> EXERCISE TASK
Retype the whole listing, please, keeping every line exact and dropping the pictures.
--- begin DATA SEGMENT ---
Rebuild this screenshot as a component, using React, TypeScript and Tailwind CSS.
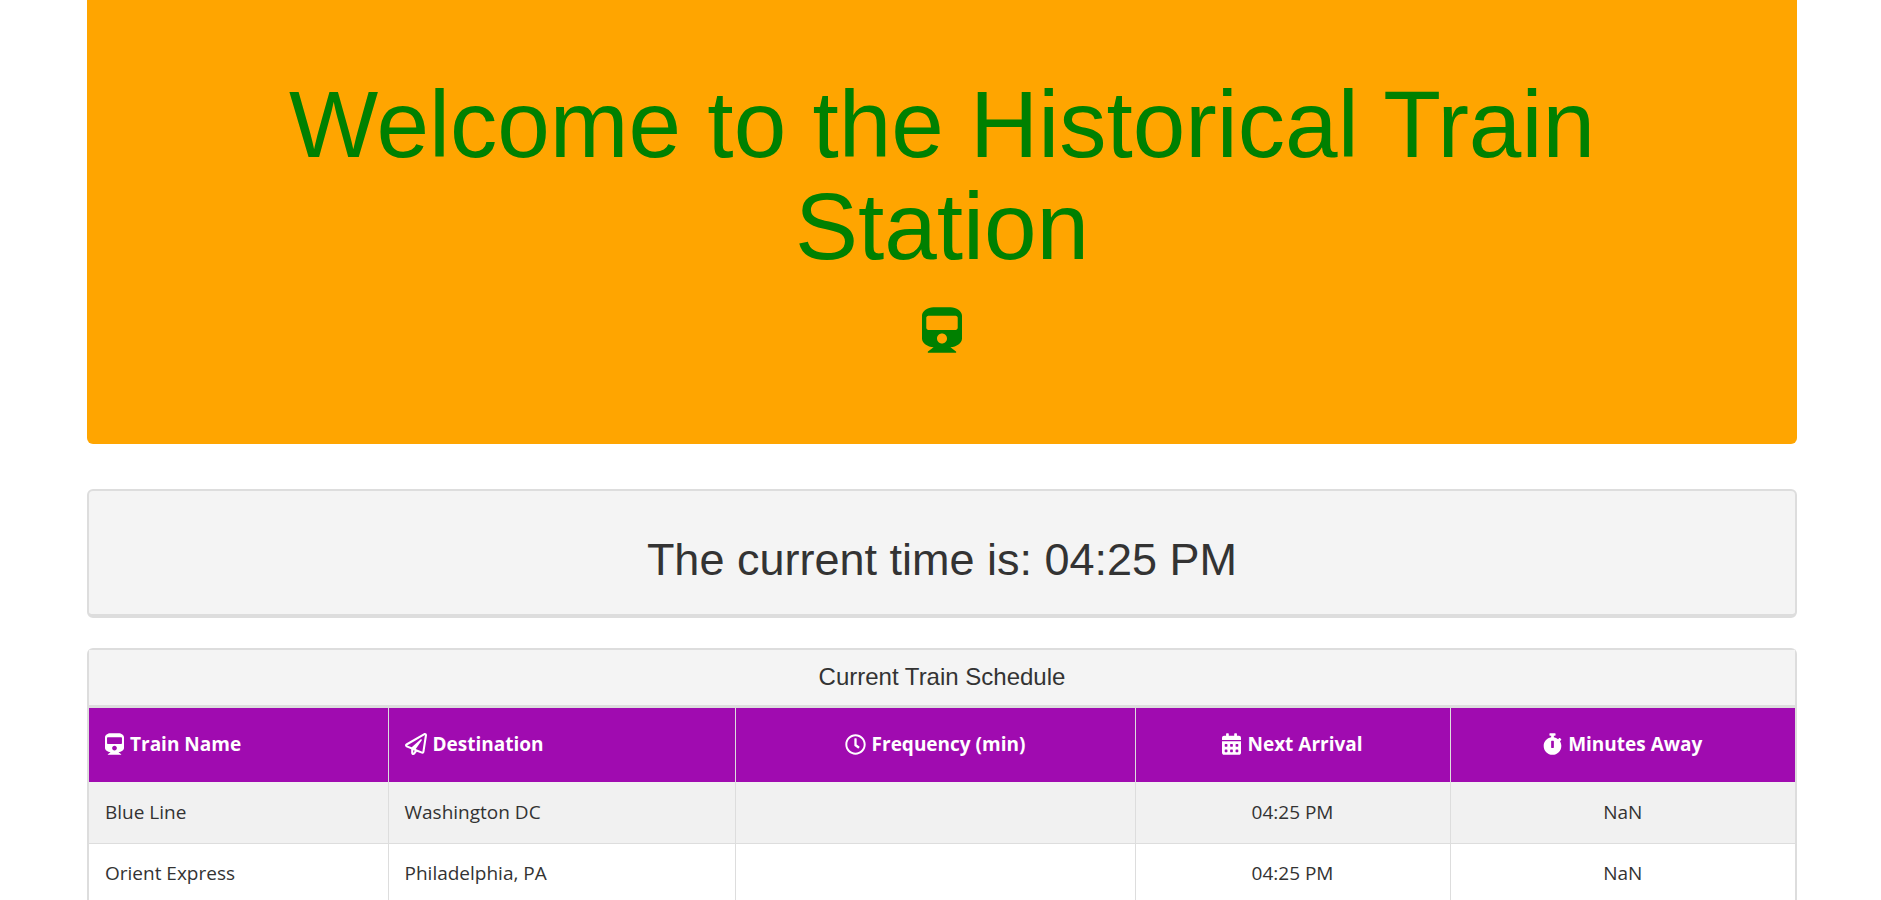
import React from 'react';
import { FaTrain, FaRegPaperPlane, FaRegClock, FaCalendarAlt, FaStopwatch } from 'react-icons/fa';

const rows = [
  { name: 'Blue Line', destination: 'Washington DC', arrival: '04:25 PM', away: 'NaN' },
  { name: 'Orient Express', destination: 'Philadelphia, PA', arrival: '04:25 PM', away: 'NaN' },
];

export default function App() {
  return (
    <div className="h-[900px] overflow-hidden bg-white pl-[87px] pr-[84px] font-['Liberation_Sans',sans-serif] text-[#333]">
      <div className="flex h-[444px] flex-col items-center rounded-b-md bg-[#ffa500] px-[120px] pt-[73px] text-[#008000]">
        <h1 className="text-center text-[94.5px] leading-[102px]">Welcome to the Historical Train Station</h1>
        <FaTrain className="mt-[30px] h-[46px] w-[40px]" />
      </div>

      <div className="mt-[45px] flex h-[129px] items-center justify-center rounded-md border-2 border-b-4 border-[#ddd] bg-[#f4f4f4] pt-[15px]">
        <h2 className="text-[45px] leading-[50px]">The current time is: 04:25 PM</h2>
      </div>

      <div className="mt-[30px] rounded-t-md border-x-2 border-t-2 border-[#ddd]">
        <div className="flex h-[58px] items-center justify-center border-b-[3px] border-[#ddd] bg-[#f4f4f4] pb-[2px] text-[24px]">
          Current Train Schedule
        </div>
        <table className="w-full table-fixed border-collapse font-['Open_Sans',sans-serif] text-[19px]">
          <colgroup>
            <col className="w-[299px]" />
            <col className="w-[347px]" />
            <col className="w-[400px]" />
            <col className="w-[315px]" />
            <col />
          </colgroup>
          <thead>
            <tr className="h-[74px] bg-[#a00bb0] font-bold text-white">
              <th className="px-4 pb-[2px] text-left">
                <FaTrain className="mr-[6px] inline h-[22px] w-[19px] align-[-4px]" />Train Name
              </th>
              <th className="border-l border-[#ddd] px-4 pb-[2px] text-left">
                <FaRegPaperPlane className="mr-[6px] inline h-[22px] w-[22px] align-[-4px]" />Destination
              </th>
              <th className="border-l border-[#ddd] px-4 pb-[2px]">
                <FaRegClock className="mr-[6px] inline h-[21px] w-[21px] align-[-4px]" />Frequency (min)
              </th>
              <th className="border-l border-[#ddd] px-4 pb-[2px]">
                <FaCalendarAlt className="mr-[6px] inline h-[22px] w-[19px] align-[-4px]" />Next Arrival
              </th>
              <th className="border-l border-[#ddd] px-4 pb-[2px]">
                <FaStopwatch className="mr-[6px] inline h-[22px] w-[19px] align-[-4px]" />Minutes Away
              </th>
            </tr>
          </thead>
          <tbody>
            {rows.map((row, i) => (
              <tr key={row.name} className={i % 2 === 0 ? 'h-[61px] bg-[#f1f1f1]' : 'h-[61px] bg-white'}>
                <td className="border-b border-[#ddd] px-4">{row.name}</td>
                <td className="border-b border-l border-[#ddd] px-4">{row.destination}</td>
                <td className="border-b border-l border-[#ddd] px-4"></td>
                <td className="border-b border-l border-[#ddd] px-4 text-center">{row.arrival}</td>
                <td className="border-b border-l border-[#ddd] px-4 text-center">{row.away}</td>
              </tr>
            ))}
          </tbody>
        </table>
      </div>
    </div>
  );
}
--- end DATA SEGMENT ---
> EXERCISE RESULT
Rebuild this screenshot as a component, using React, TypeScript and Tailwind CSS.
import React from 'react';
import { FaTrain, FaRegPaperPlane, FaRegClock, FaCalendarAlt, FaStopwatch } from 'react-icons/fa';

const rows = [
  { name: 'Blue Line', destination: 'Washington DC', arrival: '04:25 PM', away: 'NaN' },
  { name: 'Orient Express', destination: 'Philadelphia, PA', arrival: '04:25 PM', away: 'NaN' },
];

export default function App() {
  return (
    <div className="h-[900px] overflow-hidden bg-white pl-[87px] pr-[84px] font-['Liberation_Sans',sans-serif] text-[#333]">
      <div className="flex h-[444px] flex-col items-center rounded-b-md bg-[#ffa500] px-[120px] pt-[73px] text-[#008000]">
        <h1 className="text-center text-[94.5px] leading-[102px]">Welcome to the Historical Train Station</h1>
        <FaTrain className="mt-[30px] h-[46px] w-[40px]" />
      </div>

      <div className="mt-[45px] flex h-[129px] items-center justify-center rounded-md border-2 border-b-4 border-[#ddd] bg-[#f4f4f4] pt-[15px]">
        <h2 className="text-[45px] leading-[50px]">The current time is: 04:25 PM</h2>
      </div>

      <div className="mt-[30px] rounded-t-md border-x-2 border-t-2 border-[#ddd]">
        <div className="flex h-[58px] items-center justify-center border-b-[3px] border-[#ddd] bg-[#f4f4f4] pb-[2px] text-[24px]">
          Current Train Schedule
        </div>
        <table className="w-full table-fixed border-collapse font-['Open_Sans',sans-serif] text-[19px]">
          <colgroup>
            <col className="w-[299px]" />
            <col className="w-[347px]" />
            <col className="w-[400px]" />
            <col className="w-[315px]" />
            <col />
          </colgroup>
          <thead>
            <tr className="h-[74px] bg-[#a00bb0] font-bold text-white">
              <th className="px-4 pb-[2px] text-left">
                <FaTrain className="mr-[6px] inline h-[22px] w-[19px] align-[-4px]" />Train Name
              </th>
              <th className="border-l border-[#ddd] px-4 pb-[2px] text-left">
                <FaRegPaperPlane className="mr-[6px] inline h-[22px] w-[22px] align-[-4px]" />Destination
              </th>
              <th className="border-l border-[#ddd] px-4 pb-[2px]">
                <FaRegClock className="mr-[6px] inline h-[21px] w-[21px] align-[-4px]" />Frequency (min)
              </th>
              <th className="border-l border-[#ddd] px-4 pb-[2px]">
                <FaCalendarAlt className="mr-[6px] inline h-[22px] w-[19px] align-[-4px]" />Next Arrival
              </th>
              <th className="border-l border-[#ddd] px-4 pb-[2px]">
                <FaStopwatch className="mr-[6px] inline h-[22px] w-[19px] align-[-4px]" />Minutes Away
              </th>
            </tr>
          </thead>
          <tbody>
            {rows.map((row, i) => (
              <tr key={row.name} className={i % 2 === 0 ? 'h-[61px] bg-[#f1f1f1]' : 'h-[61px] bg-white'}>
                <td className="border-b border-[#ddd] px-4">{row.name}</td>
                <td className="border-b border-l border-[#ddd] px-4">{row.destination}</td>
                <td className="border-b border-l border-[#ddd] px-4"></td>
                <td className="border-b border-l border-[#ddd] px-4 text-center">{row.arrival}</td>
                <td className="border-b border-l border-[#ddd] px-4 text-center">{row.away}</td>
              </tr>
            ))}
          </tbody>
        </table>
      </div>
    </div>
  );
}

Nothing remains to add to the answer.